First, I thawed my Veggie Scrap Bag and chicken bones.

Next, I broke up the bones a little bit from the chicken scraps. 

Then I tossed the bones, veggie scraps, water, salt, pepper, herbs, and bouillon into a big stock pot (mine is a 10-quart stock pot, and there was plenty of room).

Bring the mixture to a boil, then reduce to a simmer.  Simmer this way (uncovered) for at least 2 hours.  As you check on it, remove any fats/foamy gunk that forms on the top by skimming with a spoon.  Some recipes will tell you to simmer for up to 24 hours.  I don't have that kind of patience, and as I was impatiently waiting for my own stock, I noticed after 2 hours it started to taste more like a stock and less like herb-flavored water.

Here was the hardest part, and probably the part that has the most variety when reading other recipes--after you have simmered to satisfaction,  you have to strain it:
  • To do this, I placed my large collander into my Dutch oven.  In the beginning, I ladled out the bigger chunks into the collander, and eventually poured the stock through the collander. I drained it and threw away the scraps. 

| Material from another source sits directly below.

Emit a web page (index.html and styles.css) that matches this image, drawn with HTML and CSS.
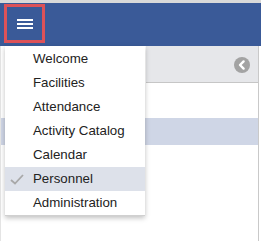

  • Then, to get some of the smaller scraps/particles, I poured the stock through a wire-mesh strainer and back into the stock pot.
 
  • At this point, I felt victorious.  Because not only did it SMELL like stock, but it TASTED like it, too!  I loved it and I poured a bowl of it for The Mr.



 
He wasn't much for talking-- what with the surgery and all-- but all I heard from the living room was the scrape of spoon against bowl.   That was enough for me.